Minimizing Drift in the Wider Environment
Various nozzle types will change spray quality and droplet size. This can affect the amount of product retained on different crop and weed types. For example, trials have shown more effective control of grass weeds in cereal crops when treated with finer sprays. However, the increased risk of drift could restrict this approach to patches of grass weeds only.
Buffer zones at the edges of cropped areas are now a well-established control measure for unwanted exposure to pesticides. One way to reduce the width of buffer zones is to use nozzles and spraying arrangements that have been shown to reduce drift. Implementing treatment zones across a field or plot will allow drift-reduction approaches to be focused in the margins to meet environmental protection requirements without compromising wider crop treatment.

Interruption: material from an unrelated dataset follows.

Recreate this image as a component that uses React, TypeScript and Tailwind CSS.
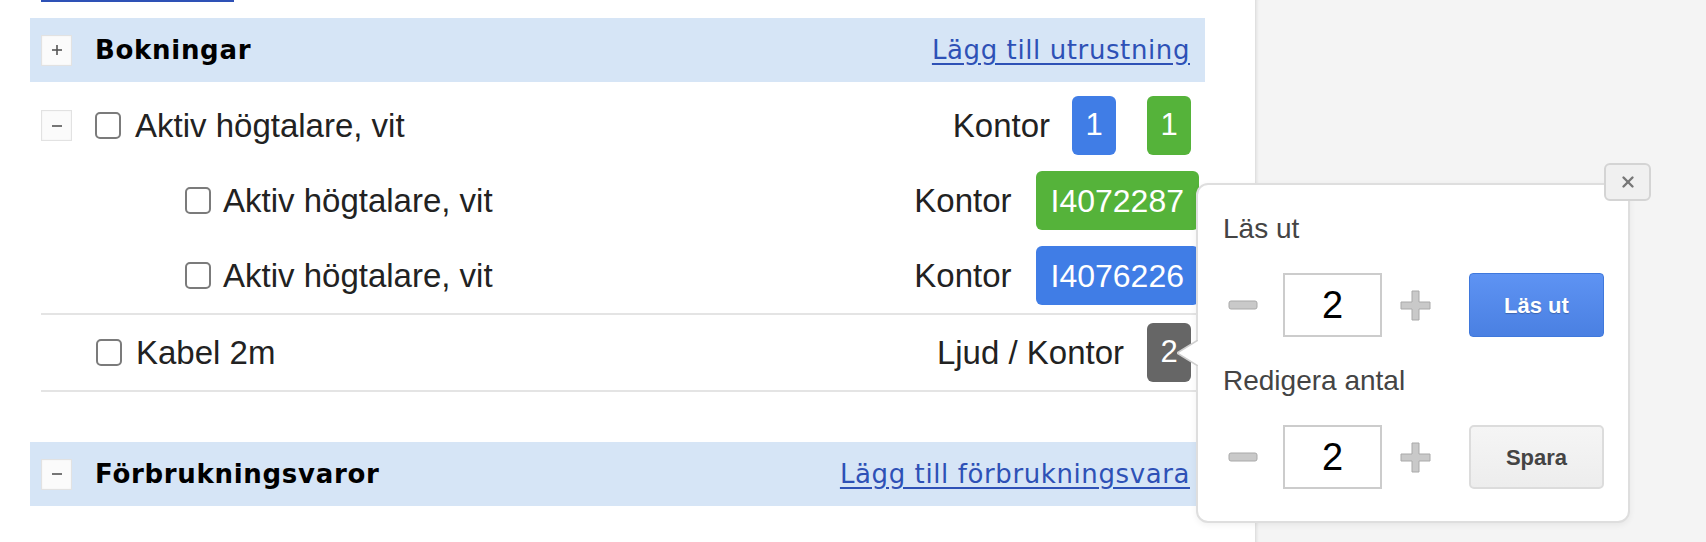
import { X } from "lucide-react";

const sans = "font-['Liberation_Sans',Arial,sans-serif]";
const deja = "font-['DejaVu_Sans',Verdana,sans-serif]";

function ToggleBox({ open }: { open: boolean }) {
  return (
    <span className="flex items-center justify-center w-[31px] h-[31px] bg-[#fbfbfb] border border-[#e2e2e2] shadow-[inset_0_0_2px_rgba(0,0,0,0.06)]">
      <svg width="12" height="12" viewBox="0 0 12 12">
        <path d="M1 6h10" stroke="#555" strokeWidth="1.6" />
        {!open && <path d="M6 1v10" stroke="#555" strokeWidth="1.6" />}
      </svg>
    </span>
  );
}

function Checkbox() {
  return (
    <input
      type="checkbox"
      className="appearance-none shrink-0 w-[26px] h-[27px] border-2 border-[#7b7b7b] rounded-[5px] bg-white"
    />
  );
}

function Badge({ color, wide, children }: { color: string; wide?: boolean; children: React.ReactNode }) {
  return (
    <span
      className={`flex items-center justify-center h-[59px] rounded-[6px] text-white ${
        wide ? "px-[15px] text-[32px]" : "w-[44px] text-[31px]"
      } ${color}`}
    >
      {children}
    </span>
  );
}

function SectionHeader({ open, title, link }: { open: boolean; title: string; link: string }) {
  return (
    <div className="flex items-center h-[64px] bg-[#d6e5f6] pl-[11px] pr-[15px]">
      <ToggleBox open={open} />
      <h2 className={`ml-[23px] text-[26px] font-bold tracking-[0.7px] text-black ${deja}`}>{title}</h2>
      <a href="#" className={`ml-auto text-[26px] tracking-[0.6px] text-[#2e51b6] underline underline-offset-[4px] ${deja}`}>
        {link}
      </a>
    </div>
  );
}

function Stepper({ value, children }: { value: number; children: React.ReactNode }) {
  return (
    <div className="flex items-center">
      <svg width="30" height="10" viewBox="0 0 30 10" className="ml-[5px]">
        <rect x="1" y="1" width="28" height="8" rx="2" fill="#c9c9c9" stroke="#a9a9a9" />
      </svg>
      <input
        readOnly
        value={value}
        className={`ml-[25px] w-[99px] h-[64px] border-2 border-[#cccccc] bg-white text-center text-[38px] text-black outline-none ${sans}`}
      />
      <svg width="31" height="31" viewBox="0 0 31 31" className="ml-[18px]">
        <path d="M12 1h7v11h11v7H19v11h-7V19H1v-7h11z" fill="#c9c9c9" stroke="#a9a9a9" />
      </svg>
      {children}
    </div>
  );
}

export default function App() {
  return (
    <div className={`relative flex h-[542px] w-full overflow-hidden bg-white text-[#222] ${sans}`}>
      <main className="w-[1255px] shrink-0 pl-[30px] pr-[50px]">
        <div className="flex items-end h-[2px] overflow-hidden pl-[11px]">
          <a href="#" className={`inline-block w-[193px] border-b-2 border-[#2e51b6] text-[26px] text-[#2e51b6] ${deja}`}>
            Visa alla
          </a>
        </div>

        <div className="mt-[16px]">
          <SectionHeader open={false} title="Bokningar" link="Lägg till utrustning" />
        </div>

        <div className="ml-[11px] mt-[6px] text-[33px]">
          <div className="flex items-center h-[75px] pr-[14px]">
            <div className="w-[54px] shrink-0">
              <ToggleBox open />
            </div>
            <Checkbox />
            <span className="ml-[14px]">Aktiv högtalare, vit</span>
            <div className="ml-auto flex items-center">
              <span>Kontor</span>
              <span className="ml-[22px]">
                <Badge color="bg-[#407de6]">1</Badge>
              </span>
              <span className="ml-[31px]">
                <Badge color="bg-[#55b33a]">1</Badge>
              </span>
            </div>
          </div>

          <div className="flex items-center h-[75px] pr-[6px]">
            <div className="w-[144px] shrink-0" />
            <Checkbox />
            <span className="ml-[12px]">Aktiv högtalare, vit</span>
            <div className="ml-auto flex items-center">
              <span>Kontor</span>
              <span className="ml-[24px]">
                <Badge color="bg-[#55b33a]" wide>I4072287</Badge>
              </span>
            </div>
          </div>

          <div className="flex items-center h-[77px] pr-[6px] border-b-2 border-[#e4e4e4]">
            <div className="w-[144px] shrink-0" />
            <Checkbox />
            <span className="ml-[12px]">Aktiv högtalare, vit</span>
            <div className="ml-auto flex items-center">
              <span>Kontor</span>
              <span className="ml-[24px]">
                <Badge color="bg-[#407de6]" wide>I4076226</Badge>
              </span>
            </div>
          </div>

          <div className="flex items-center h-[77px] pr-[14px] border-b-2 border-[#e4e4e4]">
            <div className="w-[55px] shrink-0" />
            <Checkbox />
            <span className="ml-[14px]">Kabel 2m</span>
            <div className="ml-auto flex items-center">
              <span>Ljud / Kontor</span>
              <span className="ml-[23px]">
                <Badge color="bg-[#666666]">2</Badge>
              </span>
            </div>
          </div>
        </div>

        <div className="mt-[50px]">
          <SectionHeader open title="Förbrukningsvaror" link="Lägg till förbrukningsvara" />
        </div>
      </main>

      <aside className="flex-1 bg-[#f4f4f4] border-l border-[#e0e0e0] shadow-[inset_3px_0_3px_-2px_rgba(0,0,0,0.08)]" />

      {/* popover for the selected row */}
      <div className="absolute left-[1196px] top-[183px] w-[434px] rounded-[12px] border-2 border-[#dedede] bg-white pt-[28px] pl-[25px] pr-[24px] pb-[32px] shadow-[0_2px_6px_rgba(0,0,0,0.06)]">
        <svg width="21" height="26" viewBox="0 0 21 26" className="absolute left-[-21px] top-[155px]">
          <polyline points="21,0 0,13 21,26" fill="white" stroke="#cfcfcf" strokeWidth="1.5" />
        </svg>

        <button className="absolute right-[-23px] top-[-22px] flex items-center justify-center w-[47px] h-[38px] rounded-[6px] border-2 border-[#d4d4d4] bg-[#f0f0f0] text-[#777]">
          <X size={18} strokeWidth={3.2} />
        </button>

        <p className="text-[28px] leading-[32px] text-[#444]">Läs ut</p>
        <div className="mt-[28px]">
          <Stepper value={2}>
            <button className="ml-[38px] w-[135px] h-[64px] rounded-[4px] border border-[#3f78dc] bg-gradient-to-b from-[#5e93f3] to-[#4a80e2] text-[22px] font-bold text-white [text-shadow:0_1px_1px_rgba(0,0,0,0.25)]">
              Läs ut
            </button>
          </Stepper>
        </div>

        <p className="mt-[28px] text-[28px] leading-[32px] text-[#444]">Redigera antal</p>
        <div className="mt-[28px]">
          <Stepper value={2}>
            <button className="ml-[38px] w-[135px] h-[64px] rounded-[5px] border-2 border-[#dcdcdc] bg-gradient-to-b from-[#f5f5f5] to-[#ededed] text-[22px] font-bold text-[#444]">
              Spara
            </button>
          </Stepper>
        </div>
      </div>
    </div>
  );
}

Case Study: Spot Treatment to Control Volunteers
Volunteer potatoes remaining from the previous year’s planting in crops such as onions, leeks, and carrots can seriously affect yield, quality, and harvesting. European regulations now mean that the herbicides traditionally used for repeated overall spraying to control this problem are no longer available. Spot treatment is a possible alternative. A project to develop an effective spot spraying approach used a camera system to identify the outline of weeds. This information allowed spray nozzle schedules to be defined. The nozzles in the prototype system were able to apply existing herbicide formulations to spots less than 100mm square. Overall results from field trials in a range of crop, weed, and weather conditions showed that the prototype results were comparable with alternative approaches.
Dr. Miller concludes that the costs and complexity of equipment and mapping have delayed the uptake of precision agriculture systems. However, in the last decade, technical advances have reduced the costs and improved performance and reliability. Options for the future include the use of autonomous robots to apply chemical and non-chemical treatments to individual plants. This could be suitable for high-value crops grown in small areas. Real-time detection of weeds using ultrasonic detectors to identify height differences could also allow more effective spot spraying.
Use of computer-based control systems is likely to increase, managing a wide range of parameters to produce treatment maps for individual fields and control algorithms for delivery systems. Drift risk could be managed automatically, taking account of both crop and weather conditions. As an additional benefit, compliance requirements could all be met automatically.
*The paper “Spray technologies in precision agriculture” by Paul Miller, Silsoe Spray Applications Unit Ltd, UK, appears in the new book Precision Agriculture for Sustainability, Stafford, J. (ed.), published by Burleigh Dodds Science Publishing Limited, 2019.